通信22-31 セッションの快楽

 随分と昔の事だが「お口の恋人、ロッテ」のコピーで知られる菓子メーカーのロッテ、そのコマーシャルのたびに流れるホルンの音、あれはアルペンホルンだろうか、ともかくそのホルンという楽器の音、そいつがここ数週間、常に頭の中で鳴り響いているんだ。

 

 ホルン、チェロ、ピアノの為の三重奏、そいつに今、頭を突っ込んで過ごしているんだ。実は数年前、ホルン協奏曲を書き上げていた。今回の三重奏をお渡しする予定の岡本秀樹氏、うん、素晴らしい演奏家さ、彼と演奏する為にかつて書き上げた曲があるんだ。その時はどうしてもスケジュールの調整が上手くいかず、結局演奏会のプログラムは差し替えとなり、新曲はパソコンの奥深くに眠りこける事となった。

 

 今回、その協奏曲を引っぱり出し、ちょちょいのちょいと三重奏に書き直すつもりだったんだが、改めてスコアを見ると、うん、冷や汗がたらたらと滝のように流れ出すような酷い出来だった。おいおい、ほんの数年前の作品だぜ。ああ、この数年で私の耳は多分根本から変わってしまったんだ。

 

 まあ、そんな中古の新作などどうでもいいさ。
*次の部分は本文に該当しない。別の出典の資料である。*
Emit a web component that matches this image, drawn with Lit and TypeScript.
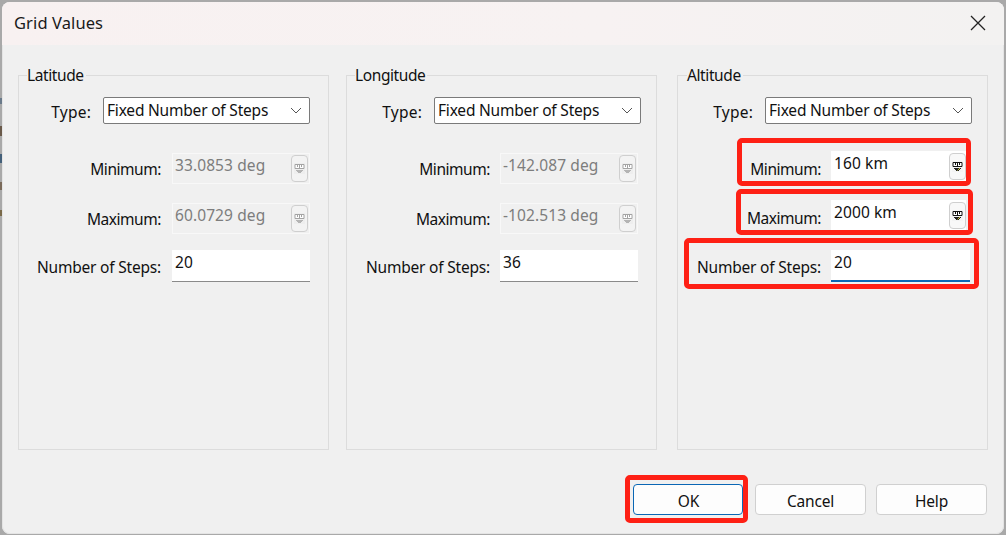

新しく一から書き直す、それしかないねと筆を取ったものの、ああ、やはりホルンという楽器は難しいね。狩りの合図を送るためか、あるいは郵便馬車の到着を知らせるためか、いずれにしろ信号としての役割をこなすために作られた道具を基にした、つまり楽器以外のものをルーツに持つ楽器、その強すぎる癖をどう扱えばいいのもかと頭を抱えている。

 

 この協奏曲を春までに書き上げてしまえば、後はいよいよチェロ協奏曲に取り掛かる事になっている。ぶるぶるぶる・・・うん、「武者震い」ってやつさ。ああ、私のような軟弱者には最も似合わない「震い」だね。

 

 昨日はとうとう私が毎日使っているスタジオにお越しいただいた。チェロの大先生に。何となく「チェロの作品を書いてみたいなあ」という朧げな希望が、「こりゃあ何が何でも書かなきゃならない」という決意に変わるきっかけを作って下さったチェロ奏者、私の協奏曲の「初演予定者」にして同時に、怠け癖にどっぷりと浸かり込んだ作曲家である「私の尻を蹴飛ばし続ける係」のお姉さんだ。ともかくせっかち、サザエさんも顔負け、昨日もスタジオの私の部屋の前をチェロを担いだままどたどたと駆け抜けて行かれた。「おおい、私はここですよお」。勇ましいお姉さんの背中に向かって声を掛ける。

 

 しばらくピアノに向かってあれやこれやと和声のお勉強をこなし、まあ、せっかくチェロを担いで来て下さったのならと、さあ、セッションしましょう。ドリアだの、フリギアだの、エオリアだのという古代旋法を使って即興でデュオを始める。最初は手探り、畳に「の」の字を書くようにもじもじと弾いていたお姉さん、次第に体が温まったか、ぐいぐいと押してくるじゃあないか。それで私がどう対応したのかって?もちろんたじたじになったのさ。やはり現役のチェリストと、人前で何十年も演奏していないピアノ弾きじゃあ格が違うってな感じだね。

 

 ああ、でも良いね。随分と昔、まだ若くてこれから人生とやらをどう食い潰して行こうかとわくわくしながら生きていた頃。楽器を持った誰かと顔を合わせれば、ほうら、すぐにセッションか始まったもんさ。部屋の中がたちまち音で溢れ、うん、もう他に何もいらないね。いつまでも演奏が終わらなければいいなあと思いながら昨日の私はピアノを弾き続けた。そうさ、弾いている間だけは私も未知のものに立ち向かう若者なんだ。弾き終えたら、ああ、たちまちただの呆け老人に逆戻りって訳だからね。

 

                                                                                                          2020. 2. 10.